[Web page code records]
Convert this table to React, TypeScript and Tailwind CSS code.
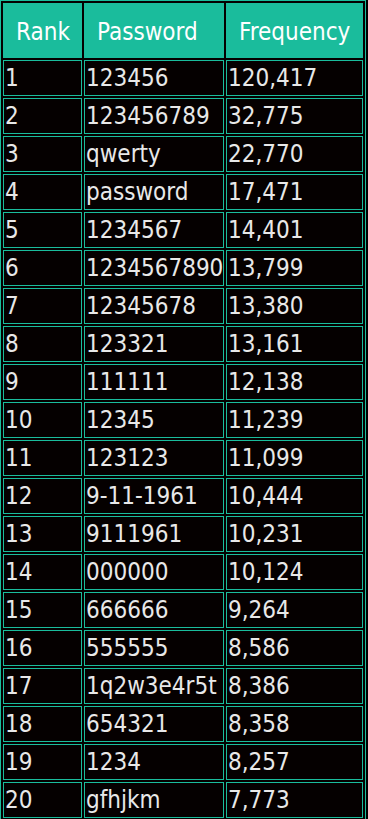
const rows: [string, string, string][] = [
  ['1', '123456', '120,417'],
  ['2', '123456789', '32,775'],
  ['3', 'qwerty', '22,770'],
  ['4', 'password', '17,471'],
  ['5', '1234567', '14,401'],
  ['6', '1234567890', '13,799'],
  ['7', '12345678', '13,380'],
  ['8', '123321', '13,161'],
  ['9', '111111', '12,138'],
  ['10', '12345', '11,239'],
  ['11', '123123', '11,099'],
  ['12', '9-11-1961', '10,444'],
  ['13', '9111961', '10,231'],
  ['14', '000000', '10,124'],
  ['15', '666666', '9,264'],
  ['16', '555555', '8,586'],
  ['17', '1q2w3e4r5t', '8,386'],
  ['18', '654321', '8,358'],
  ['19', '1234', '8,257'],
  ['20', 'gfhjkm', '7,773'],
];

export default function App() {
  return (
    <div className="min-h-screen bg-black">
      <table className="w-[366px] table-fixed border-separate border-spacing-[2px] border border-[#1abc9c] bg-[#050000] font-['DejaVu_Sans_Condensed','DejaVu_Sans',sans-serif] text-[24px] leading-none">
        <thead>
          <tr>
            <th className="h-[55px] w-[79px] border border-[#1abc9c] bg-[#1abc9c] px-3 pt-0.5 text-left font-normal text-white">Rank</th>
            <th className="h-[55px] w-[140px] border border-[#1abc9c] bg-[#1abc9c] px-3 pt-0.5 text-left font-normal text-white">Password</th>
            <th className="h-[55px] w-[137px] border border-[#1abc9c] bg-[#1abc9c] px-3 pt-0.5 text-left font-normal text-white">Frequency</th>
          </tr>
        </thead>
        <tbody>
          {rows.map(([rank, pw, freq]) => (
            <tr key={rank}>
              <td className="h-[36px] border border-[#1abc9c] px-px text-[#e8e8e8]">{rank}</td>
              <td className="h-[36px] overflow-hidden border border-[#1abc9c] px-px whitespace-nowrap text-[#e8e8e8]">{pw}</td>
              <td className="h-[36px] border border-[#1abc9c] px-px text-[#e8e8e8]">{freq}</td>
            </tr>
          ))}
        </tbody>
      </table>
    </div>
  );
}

==

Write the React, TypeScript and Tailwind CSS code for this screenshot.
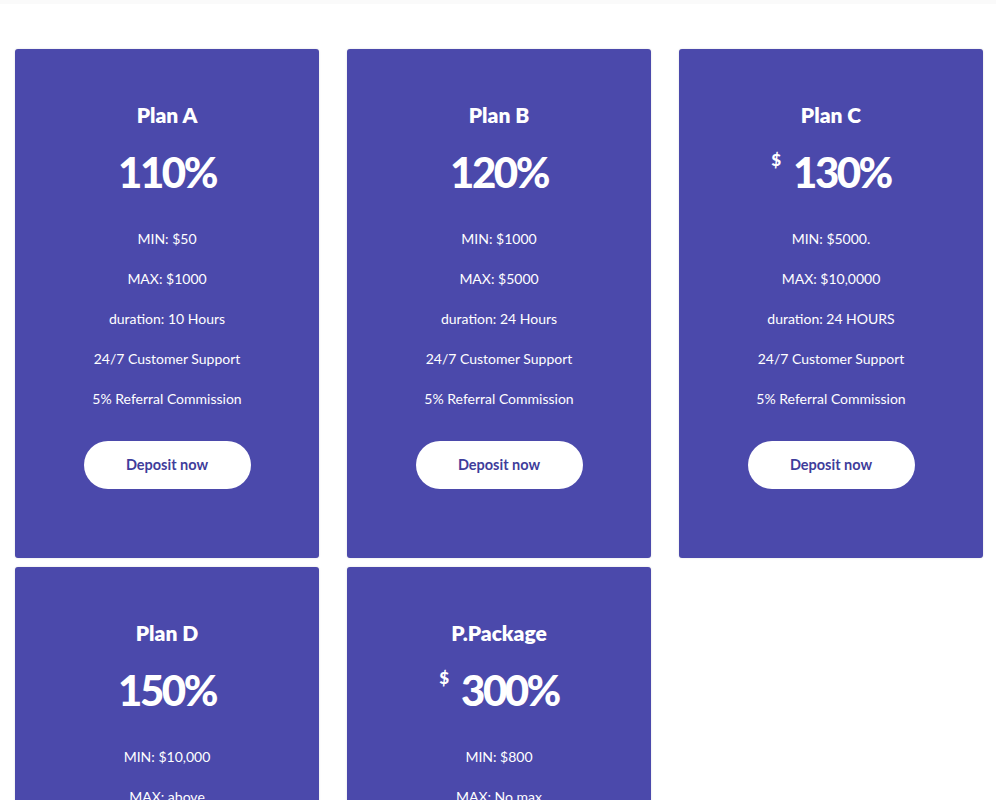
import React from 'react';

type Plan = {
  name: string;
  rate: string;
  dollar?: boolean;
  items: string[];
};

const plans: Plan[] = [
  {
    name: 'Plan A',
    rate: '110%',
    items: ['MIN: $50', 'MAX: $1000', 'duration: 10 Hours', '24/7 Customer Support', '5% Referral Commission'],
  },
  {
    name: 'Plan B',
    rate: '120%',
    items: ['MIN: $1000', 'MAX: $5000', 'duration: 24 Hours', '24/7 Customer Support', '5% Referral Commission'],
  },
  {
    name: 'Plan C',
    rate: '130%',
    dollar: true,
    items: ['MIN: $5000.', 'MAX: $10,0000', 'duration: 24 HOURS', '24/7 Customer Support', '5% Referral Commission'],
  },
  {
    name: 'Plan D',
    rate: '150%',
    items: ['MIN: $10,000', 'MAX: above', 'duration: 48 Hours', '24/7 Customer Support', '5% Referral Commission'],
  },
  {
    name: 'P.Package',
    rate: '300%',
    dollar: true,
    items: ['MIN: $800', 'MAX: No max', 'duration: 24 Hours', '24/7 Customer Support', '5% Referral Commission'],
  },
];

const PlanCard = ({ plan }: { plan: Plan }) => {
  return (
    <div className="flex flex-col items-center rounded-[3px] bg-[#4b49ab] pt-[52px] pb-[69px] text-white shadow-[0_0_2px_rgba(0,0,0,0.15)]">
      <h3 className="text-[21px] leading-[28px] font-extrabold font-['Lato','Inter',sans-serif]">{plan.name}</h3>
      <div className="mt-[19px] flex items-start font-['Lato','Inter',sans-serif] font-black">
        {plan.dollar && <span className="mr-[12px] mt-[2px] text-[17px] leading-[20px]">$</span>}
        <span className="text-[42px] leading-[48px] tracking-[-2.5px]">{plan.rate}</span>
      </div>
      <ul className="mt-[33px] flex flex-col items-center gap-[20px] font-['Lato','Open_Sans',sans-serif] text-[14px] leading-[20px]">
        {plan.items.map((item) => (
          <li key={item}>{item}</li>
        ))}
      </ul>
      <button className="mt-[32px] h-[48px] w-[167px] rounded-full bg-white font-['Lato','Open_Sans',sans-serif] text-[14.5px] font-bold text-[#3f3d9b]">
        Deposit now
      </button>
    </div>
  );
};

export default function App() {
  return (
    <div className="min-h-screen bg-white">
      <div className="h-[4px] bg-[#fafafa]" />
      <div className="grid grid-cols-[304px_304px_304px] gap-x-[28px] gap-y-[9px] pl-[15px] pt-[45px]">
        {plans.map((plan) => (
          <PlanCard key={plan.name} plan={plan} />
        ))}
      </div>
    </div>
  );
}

==

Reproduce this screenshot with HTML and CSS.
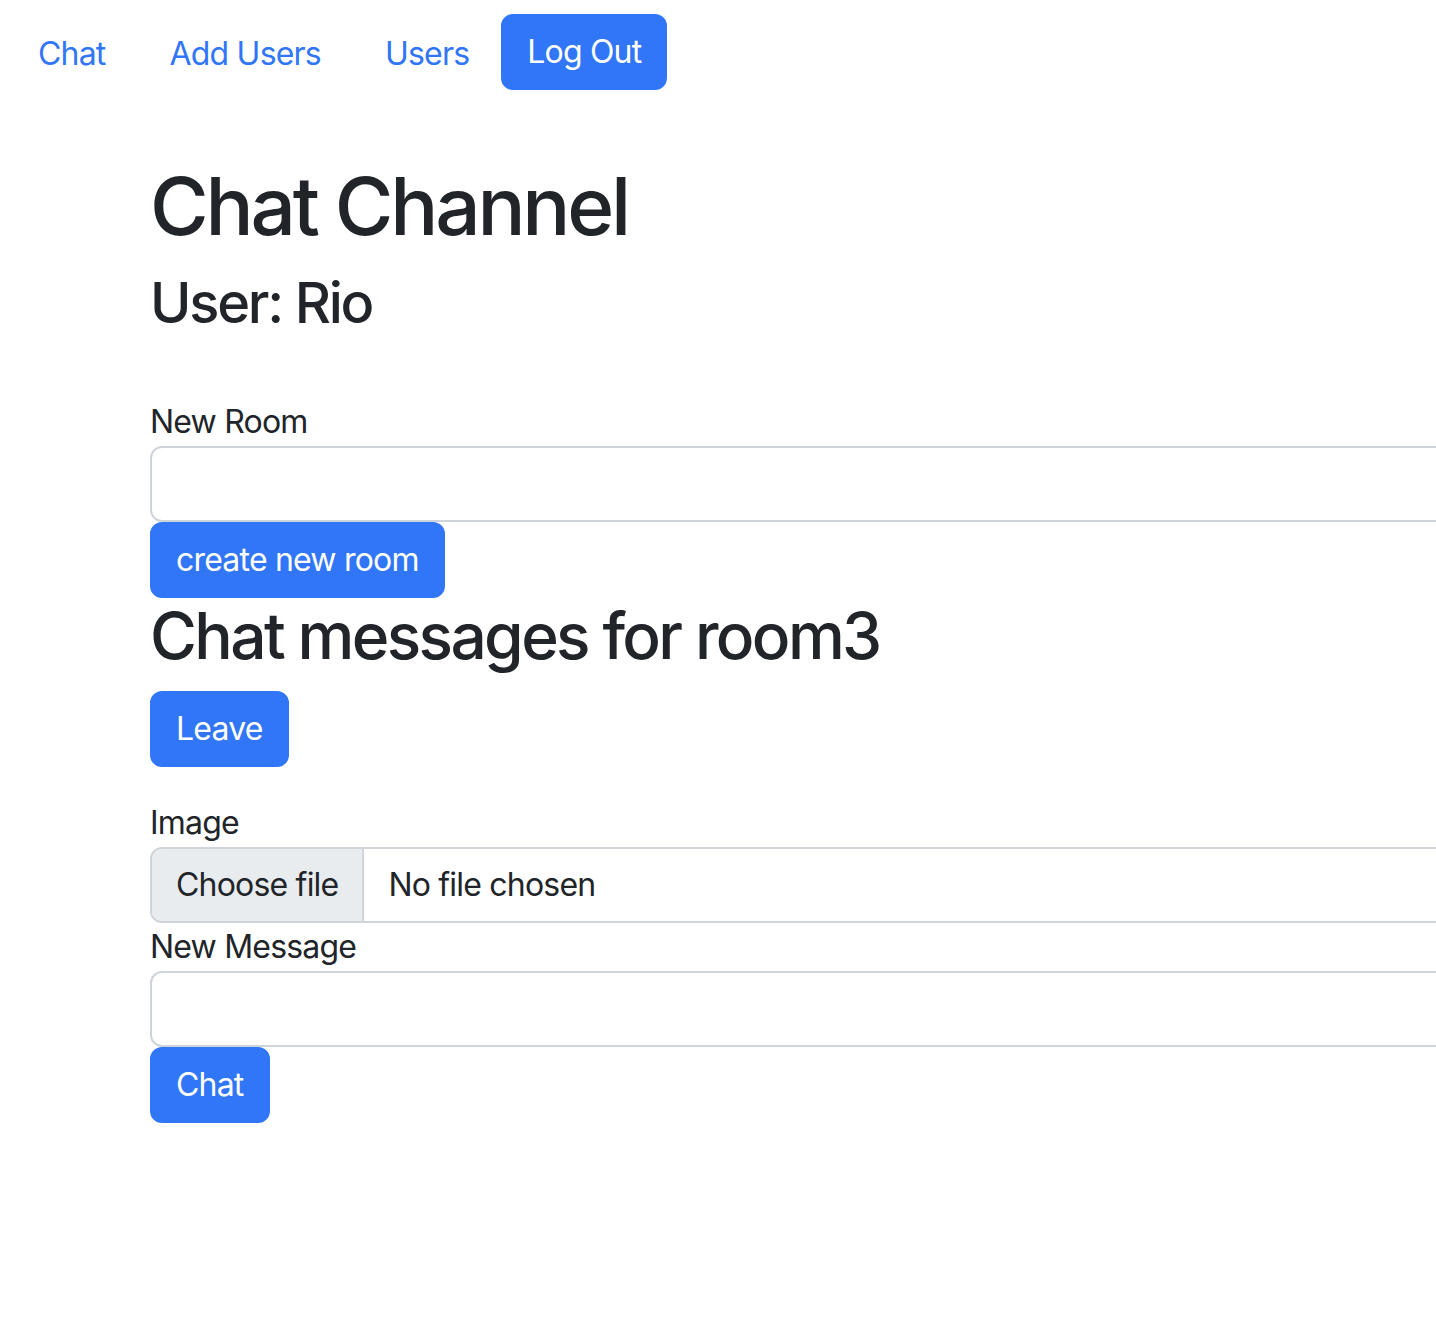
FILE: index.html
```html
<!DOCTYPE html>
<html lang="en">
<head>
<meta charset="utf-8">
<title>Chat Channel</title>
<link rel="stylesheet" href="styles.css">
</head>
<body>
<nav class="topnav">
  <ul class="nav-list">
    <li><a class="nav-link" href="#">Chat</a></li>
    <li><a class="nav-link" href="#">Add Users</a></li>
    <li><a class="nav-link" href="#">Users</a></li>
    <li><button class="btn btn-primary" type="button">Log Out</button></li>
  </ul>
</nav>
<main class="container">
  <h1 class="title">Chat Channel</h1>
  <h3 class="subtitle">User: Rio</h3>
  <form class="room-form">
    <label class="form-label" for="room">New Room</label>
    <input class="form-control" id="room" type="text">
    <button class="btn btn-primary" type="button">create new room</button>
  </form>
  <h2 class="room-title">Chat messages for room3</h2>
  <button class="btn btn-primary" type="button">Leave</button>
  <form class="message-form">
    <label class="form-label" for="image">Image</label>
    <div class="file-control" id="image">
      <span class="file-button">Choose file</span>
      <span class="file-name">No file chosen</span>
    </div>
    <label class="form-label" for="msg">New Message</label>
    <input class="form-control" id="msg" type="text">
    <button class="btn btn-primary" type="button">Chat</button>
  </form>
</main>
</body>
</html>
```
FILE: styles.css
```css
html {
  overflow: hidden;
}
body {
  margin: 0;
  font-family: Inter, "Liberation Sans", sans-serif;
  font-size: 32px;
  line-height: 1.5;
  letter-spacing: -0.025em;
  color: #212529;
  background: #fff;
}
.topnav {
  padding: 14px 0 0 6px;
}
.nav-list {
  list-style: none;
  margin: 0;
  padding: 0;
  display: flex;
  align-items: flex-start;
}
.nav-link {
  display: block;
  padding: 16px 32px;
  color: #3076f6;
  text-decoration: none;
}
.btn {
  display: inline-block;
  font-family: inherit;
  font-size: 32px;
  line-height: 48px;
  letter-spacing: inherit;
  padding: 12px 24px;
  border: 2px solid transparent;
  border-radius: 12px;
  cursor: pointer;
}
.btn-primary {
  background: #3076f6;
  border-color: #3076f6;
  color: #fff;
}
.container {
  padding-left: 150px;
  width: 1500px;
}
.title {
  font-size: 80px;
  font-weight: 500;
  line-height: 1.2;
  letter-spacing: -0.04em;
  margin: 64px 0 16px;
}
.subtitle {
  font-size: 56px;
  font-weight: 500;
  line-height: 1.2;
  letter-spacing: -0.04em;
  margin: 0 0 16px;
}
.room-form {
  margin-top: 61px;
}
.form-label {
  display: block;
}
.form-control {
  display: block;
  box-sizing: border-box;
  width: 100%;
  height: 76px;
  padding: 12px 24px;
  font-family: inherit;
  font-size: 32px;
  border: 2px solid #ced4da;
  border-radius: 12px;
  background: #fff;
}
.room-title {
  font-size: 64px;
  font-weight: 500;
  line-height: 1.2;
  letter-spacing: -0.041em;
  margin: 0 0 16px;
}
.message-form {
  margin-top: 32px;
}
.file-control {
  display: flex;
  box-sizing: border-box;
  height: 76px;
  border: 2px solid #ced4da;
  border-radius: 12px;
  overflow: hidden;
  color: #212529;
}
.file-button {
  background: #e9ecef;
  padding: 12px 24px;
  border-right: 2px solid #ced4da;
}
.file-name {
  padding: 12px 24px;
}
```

### Stated goal
Extract every line that has the string "React" in it.

### Finished exercise
Convert this table to React, TypeScript and Tailwind CSS code.
Write the React, TypeScript and Tailwind CSS code for this screenshot.
import React from 'react';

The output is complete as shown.